> _PROMPT_
Print, word for word, every line from the beginning of the listing up to and including the line with "import React from". Pictures are to be excluded.
(begin)
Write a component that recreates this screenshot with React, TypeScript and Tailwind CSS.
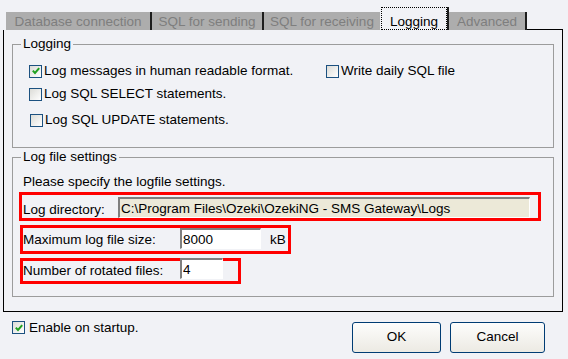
import React from "react";

function Check({ checked }: { checked?: boolean }) {
  return (
    <span className="flex h-[13px] w-[13px] shrink-0 items-center justify-center border border-[#1c5180] bg-linear-to-br from-[#dcdcd7] to-white">
      {checked && (
        <svg width="8" height="8" viewBox="0 0 8 8">
          <path d="M0.8 3.6 L3 6 L7.2 1.2" stroke="#21a121" strokeWidth="2" fill="none" />
        </svg>
      )}
    </span>
  );
}

function Tab({ label, width, edge = true }: { label: string; width: string; edge?: boolean }) {
  return (
    <div
      className={`flex h-[18px] ${width} justify-center bg-[#adadad] pt-[2px] leading-[16px] text-[#7e7e7e] ${
        edge ? "border-r-2 border-[#1e1e1e]" : ""
      }`}
    >
      {label}
    </div>
  );
}

const fieldCls =
  "border-t-2 border-l-2 border-r border-b border-t-[#7f7f7f] border-l-[#7f7f7f] border-r-white border-b-white pl-[1px] text-[13.5px] text-black outline-none";

export default function App() {
  return (
    <div className="h-[359px] w-[568px] overflow-hidden bg-[#f1f2f6] pt-[7px] font-['Liberation_Sans',Arial,sans-serif] text-[13.5px] text-black">
      {/* tabs */}
      <div className="ml-[3px] flex h-[23px] w-[560px] items-end pl-[3px]">
        <Tab label="Database connection" width="w-[146px]" />
        <Tab label="SQL for sending" width="w-[112px]" />
        <Tab label="SQL for receiving" width="w-[116px]" edge={false} />
        <div className="ml-[1px] h-[23px] w-[68px] border-r-2 border-[#1e1e1e]">
          <div className="flex h-full justify-center border border-dotted border-black pt-[6px] leading-[16px]">
            Logging
          </div>
        </div>
        <Tab label="Advanced" width="w-[78px]" />
        <div className="flex-1 self-stretch border-b border-black" />
      </div>

      {/* panel */}
      <div className="ml-[3px] w-[560px] border-x border-b border-black px-[8px] pt-[6px] pb-[14px]">
        <fieldset className="border border-[#9c9c9c] pb-[19px]">
          <legend className="ml-[8px] px-[2px] leading-[16px]">Logging</legend>
          <div className="mt-[11px] flex h-[16px] items-center pl-[16px]">
            <label className="flex w-[297px] items-center gap-[2px]">
              <Check checked />
              Log messages in human readable format.
            </label>
            <label className="flex items-center gap-[2px]">
              <Check />
              Write daily SQL file
            </label>
          </div>
          <div className="mt-[7px] flex h-[16px] items-center gap-[2px] pl-[16px]">
            <Check />
            Log SQL SELECT statements.
          </div>
          <div className="mt-[10px] flex h-[16px] items-center gap-[2px] pl-[17px]">
            <Check />
            Log SQL UPDATE statements.
          </div>
        </fieldset>

        <fieldset className="mt-[1px] border border-[#9c9c9c] pb-[12px]">
          <legend className="ml-[8px] px-[2px] leading-[16px]">Log file settings</legend>
          <div className="mt-[9px] pl-[10px] leading-[16px]">Please specify the logfile settings.</div>

          <div className="mt-[2px] ml-[6px] flex h-[29px] w-[522px] border-[3px] border-[#ff0000]">
            <span className="flex w-[96px] items-end pl-[1px] leading-[16px]">Log directory:</span>
            <input
              readOnly
              value={"C:\\Program Files\\Ozeki\\OzekiNG - SMS Gateway\\Logs"}
              className={`mt-[2px] h-[21px] w-[412px] bg-[#ece9d8] ${fieldCls}`}
            />
          </div>

          <div className="mt-[4px] ml-[7px] flex h-[29px] w-[271px] items-start border-[3px] border-[#ff0000]">
            <span className="w-[157px] self-center leading-[16px]">Maximum log file size:</span>
            <input readOnly value="8000" className={`h-[21px] w-[81px] bg-white ${fieldCls}`} />
            <span className="ml-[9px] self-center leading-[16px]">kB</span>
          </div>

          <div className="mt-[4px] ml-[7px] flex h-[26px] w-[221px] items-start border-[3px] border-[#ff0000]">
            <span className="w-[157px] self-center leading-[16px]">Number of rotated files:</span>
            <input readOnly value="4" className={`mt-[-3px] h-[21px] w-[43px] bg-white ${fieldCls}`} />
          </div>
        </fieldset>
      </div>

      {/* footer */}
      <div className="mt-[9px] flex items-start">
        <label className="ml-[12px] flex h-[13px] items-center gap-[4px] leading-[16px]">
          <Check checked />
          Enable on startup.
        </label>
        <div className="mt-[1px] mr-[23px] ml-auto flex gap-[9px]">
          <button className="h-[31px] w-[89px] rounded-[3px] border border-[#003c74] bg-linear-to-b from-[#fdfdfc] to-[#eceae3]">
            OK
          </button>
          <button className="h-[31px] w-[95px] rounded-[3px] border border-[#003c74] bg-linear-to-b from-[#fdfdfc] to-[#eceae3]">
            Cancel
          </button>
        </div>
      </div>
    </div>
  );
}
(end)
> _FINAL ANSWER_
Write a component that recreates this screenshot with React, TypeScript and Tailwind CSS.
import React from "react";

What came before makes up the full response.